There is a final tip to avoid even more typing. The only thing to prepare is the merged manifest in the way you prefer and use this one as Additional Manifest File in the Input and Output section of the Manifest Tool in the properties of the C++ TestApp project. Then, instead of setting the Embed Manifest to “No”, Leave it to “Yes”.
This will generate the application exe without any needed manifest and this is ready to be executed side-by-side with the COM DLLs.
No more editing, no more problems :).

Note about VB6 COMs
If you have VB6 COMs the previous method will still work really well (even with a correct ProgID), but if you want to explore even alternative ways, there is an interesting tool that you can try to use to generate the manifest for each specific COM.
You can find the tool here: Make My Manifest
What it does is essentially create a manifest for any VB6 projects (not only COMs) generating a complete manifest with all the project’s COM dependencies.

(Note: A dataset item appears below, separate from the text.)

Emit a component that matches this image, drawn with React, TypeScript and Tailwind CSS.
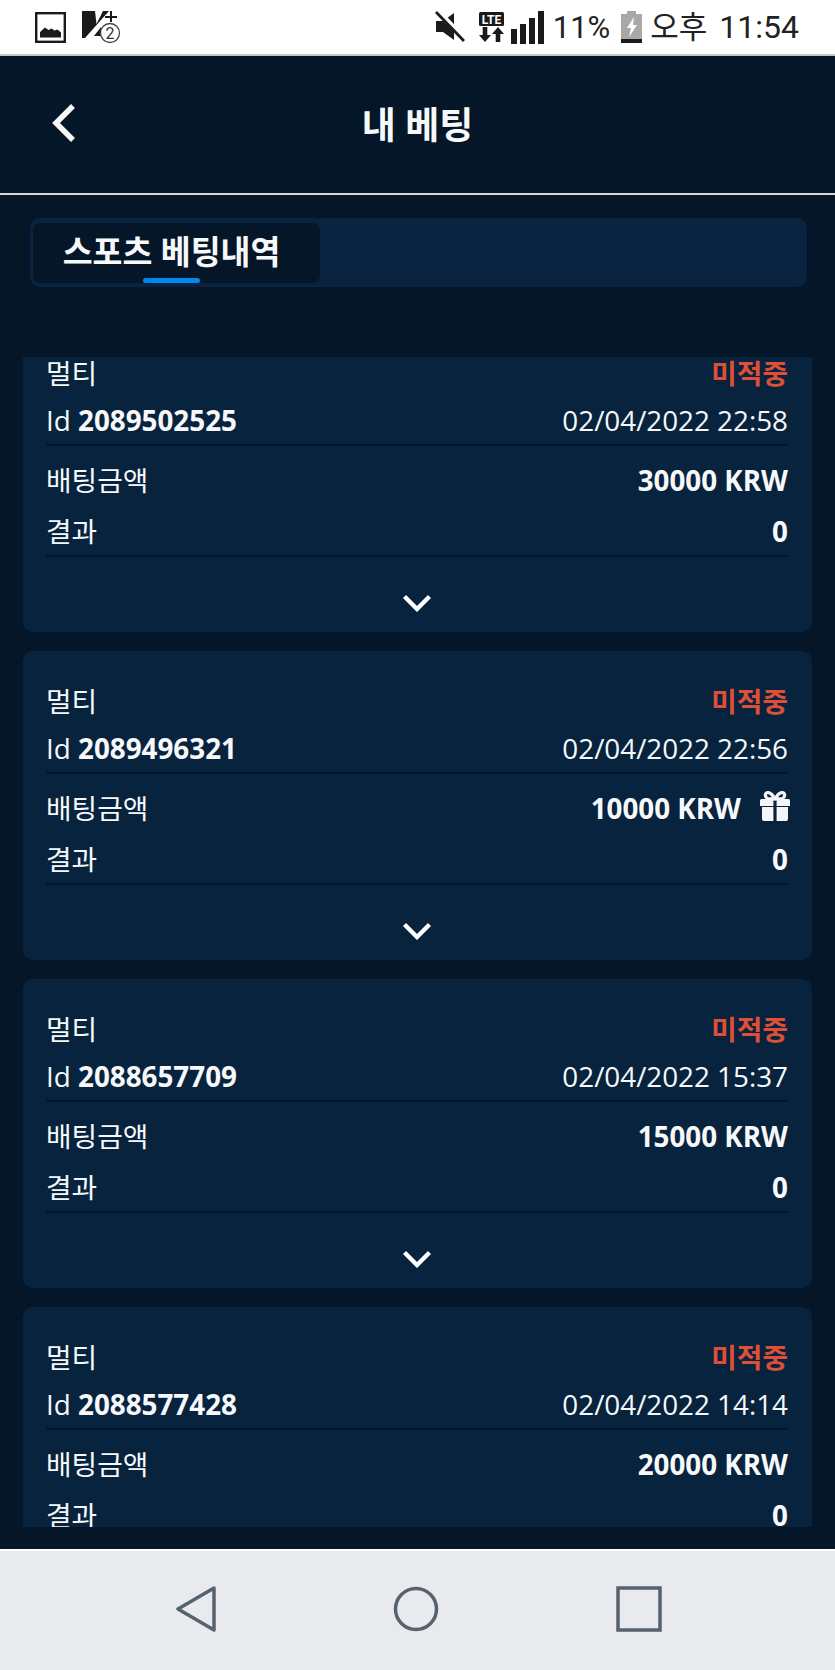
import React from "react";

const font = { fontFamily: '"Open Sans","Noto Sans CJK KR",sans-serif' };

function Chevron() {
  return (
    <svg width="30" height="18" viewBox="0 0 30 18" fill="none">
      <path d="M2.500 2.500 L15 15 L27.500 2.500" stroke="#fff" strokeWidth="4.300" />
    </svg>
  );
}

function Gift() {
  return (
    <svg width="30" height="30" viewBox="0 0 30 30" fill="#f4f6f8">
      <path d="M1.500 8h11.900v7H0V9.500A1.500 1.500 0 0 1 1.500 8zM16.600 8H28.500A1.500 1.500 0 0 1 30 9.500v5.500H16.600z" />
      <path d="M2 16h11.400v14H4a2 2 0 0 1-2-2zM16.600 16H28v12a2 2 0 0 1-2 2h-9.400z" />
      <path
        d="M15 8 C12.500 3.500 9.500 1 7 1.700 C4.500 2.500 5 6.500 7.500 7.500 L15 8 C17.500 3.500 20.500 1 23 1.700 C25.500 2.500 25 6.500 22.500 7.500 L15 8"
        fill="none"
        stroke="#f4f6f8"
        strokeWidth="3.200"
      />
    </svg>
  );
}

type Bet = { id: string; date: string; amount: string; gift?: boolean };

const bets: Bet[] = [
  { id: "2089502525", date: "02/04/2022 22:58", amount: "30000 KRW" },
  { id: "2089496321", date: "02/04/2022 22:56", amount: "10000 KRW", gift: true },
  { id: "2088657709", date: "02/04/2022 15:37", amount: "15000 KRW" },
  { id: "2088577428", date: "02/04/2022 14:14", amount: "20000 KRW" },
];

function Card({ bet }: { bet: Bet }) {
  return (
    <div className="h-[309px] shrink-0 rounded-[10px] bg-[#08233e] pl-[23px] pr-[24px] pt-[27px] text-[27.800px] leading-[40px] text-[#f7f8f9]">
      <div className="flex h-[46px] items-center justify-between">
        <span>멀티</span>
        <span className="font-bold text-[#dd4f38]">미적중</span>
      </div>
      <div className="flex h-[50px] items-center justify-between border-b-2 border-[#051628]">
        <span>
          Id <b>{bet.id}</b>
        </span>
        <span>{bet.date}</span>
      </div>
      <div className="flex h-[58px] items-center justify-between pt-[9px]">
        <span>배팅금액</span>
        <span className="flex items-center font-bold">
          {bet.amount}
          {bet.gift && (
            <span className="-mr-[2px] -mt-[4px] ml-[19px] flex">
              <Gift />
            </span>
          )}
        </span>
      </div>
      <div className="flex h-[53px] items-center justify-between border-b-2 border-[#051628] pt-[3px]">
        <span>결과</span>
        <b>0</b>
      </div>
      <div className="flex justify-center pt-[37px]">
        <Chevron />
      </div>
    </div>
  );
}

function StatusBar() {
  return (
    <div
      className="flex h-[56px] shrink-0 items-center justify-between border-b-2 border-[#c4c7cb] bg-white pl-[35px] pr-[36px] text-[#222]"
      style={{ fontFamily: 'Roboto,"Noto Sans CJK KR",sans-serif' }}
    >
      <div className="flex items-center gap-[16px]">
        <svg width="31" height="31" viewBox="0 0 31 31">
          <rect x="1.200" y="1.200" width="28.600" height="28.600" fill="none" stroke="#1a1a1a" strokeWidth="2.400" />
          <path d="M5 25.500V20l5-4.500 3.500 2.500 3-1.500 3 2 3-1 3.500 3v5z" fill="#1a1a1a" />
        </svg>
        <svg width="39" height="34" viewBox="0 0 39 34">
          <path d="M0 1h13l1.500 13L21 1h6L3 28H0z" fill="#1a1a1a" />
          <path d="M12 26l7-9v9z" fill="#1a1a1a" />
          <path d="M23 7h12M29 1v11" stroke="#1a1a1a" strokeWidth="2" />
          <circle cx="28" cy="23" r="9.500" fill="#fff" stroke="#444" strokeWidth="1.300" />
          <text x="28" y="29" textAnchor="middle" fontSize="16" fill="#333" fontFamily="Roboto">2</text>
        </svg>
      </div>
      <div className="flex items-center">
        <svg width="30" height="32" viewBox="0 0 30 32" className="mr-[14px]">
          <path d="M1 10h7l11-8v27l-11-8H1z" fill="#1a1a1a" />
          <path d="M2 -1l28 30" stroke="#fff" strokeWidth="5.500" />
          <path d="M1 1l28 29" stroke="#1a1a1a" strokeWidth="2.800" />
        </svg>
        <svg width="25" height="30" viewBox="0 0 25 30" className="mr-[7px]">
          <rect x="0" y="0" width="25" height="14" rx="1.500" fill="#1a1a1a" />
          <text x="12.500" y="11.500" textAnchor="middle" fontSize="12" fontWeight="700" fill="#fff" fontFamily="Roboto">LTE</text>
          <path d="M6 30l-6-7h3.700v-8h4.600v8H12z M19 15l6 7h-3.700v8h-4.600v-8H13z" fill="#1a1a1a" />
        </svg>
        <svg width="33" height="33" viewBox="0 0 33 33" className="mr-[9px]">
          <path d="M0 18h6v15H0zM9 13h6v20H9zM18 7h6v26h-6zM27 0h6v33h-6z" fill="#1a1a1a" />
        </svg>
        <span className="text-[31px] leading-none">11%</span>
        <svg width="21" height="32" viewBox="0 0 21 32" className="ml-[11px] mr-[8px]">
          <path d="M6 0h9v3h6v29H0V3h6z" fill="#a8a8a8" />
          <path d="M0 28h21v4H0z" fill="#1a1a1a" />
          <path d="M13 6l-7 11h4l-2 9 8-12h-4z" fill="#fff" />
        </svg>
        <span className="text-[31px] leading-none">오후</span>
        <span className="ml-[12px] text-[32px] leading-none">11:54</span>
      </div>
    </div>
  );
}

export default function App() {
  return (
    <div className="flex h-[1670px] w-[835px] flex-col overflow-hidden bg-[#051628]" style={font}>
      <StatusBar />
      <div className="relative flex h-[139px] shrink-0 items-center justify-center border-b-2 border-[#d2d4d6]">
        <svg width="24" height="40" viewBox="0 0 24 40" className="absolute left-[52px] top-[47px]" fill="none">
          <path d="M21 3 L4 20 L21 37" stroke="#f8f8f8" strokeWidth="5.500" />
        </svg>
        <span className="text-[37px] font-bold leading-none text-[#f7f8f9]">내 베팅</span>
      </div>
      <div className="ml-[30px] mr-[28px] mt-[23px] flex h-[69px] shrink-0 rounded-[10px] bg-[#0a2340] pb-[4px] pl-[3px] pr-[3px] pt-[5px]">
        <div className="relative flex w-[287px] items-center justify-center rounded-[8px] bg-[#051628] pb-[2px] pr-[10px] text-[32.500px] font-bold leading-none text-[#f7f8f9]">
          스포츠 베팅내역
          <span className="absolute bottom-0 left-[110px] h-[5px] w-[57px] rounded-[3px] bg-[#0088ee]" />
        </div>
      </div>
      <div className="mx-[23px] mt-[70px] flex h-[1170px] shrink-0 flex-col overflow-hidden">
        <div className="-mt-[34px] flex flex-col gap-[19px]">
          {bets.map((b) => (
            <Card key={b.id} bet={b} />
          ))}
        </div>
      </div>
      <div className="mt-auto flex h-[121px] items-center justify-center gap-[177px] border-t-[2px] border-white bg-[#e9eaee] pb-[4px] pl-[3px]">
        <svg width="40" height="46" viewBox="0 0 40 46" fill="none">
          <path d="M38 2 L2 23 L38 44 Z" stroke="#56636e" strokeWidth="3.500" strokeLinejoin="round" />
        </svg>
        <svg width="46" height="46" viewBox="0 0 46 46" fill="none">
          <circle cx="23" cy="23" r="20.500" stroke="#56636e" strokeWidth="3.500" />
        </svg>
        <svg width="46" height="46" viewBox="0 0 46 46" fill="none">
          <rect x="2" y="2" width="42" height="42" stroke="#56636e" strokeWidth="3.500" />
        </svg>
      </div>
    </div>
  );
}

So this is more exhaustive than our single C++ COM manifest and this means that if you have multiple VB6 COMs that uses others COMs, then the manifests could contain common elements and thus the merge should take care of this. But for the rest it is a quite nice tool to use, so give it a try.

The DLL Hell is not a random name and what I tried to cover in this post is just the tip of the iceberg.
I wanted to write this because I found quite difficult to gather the practical information that I ended up discovering personally through a long series of frustrating experiments in order to properly understand and faultlessly solve the main problem.
I hope that this helped you and you found it interesting.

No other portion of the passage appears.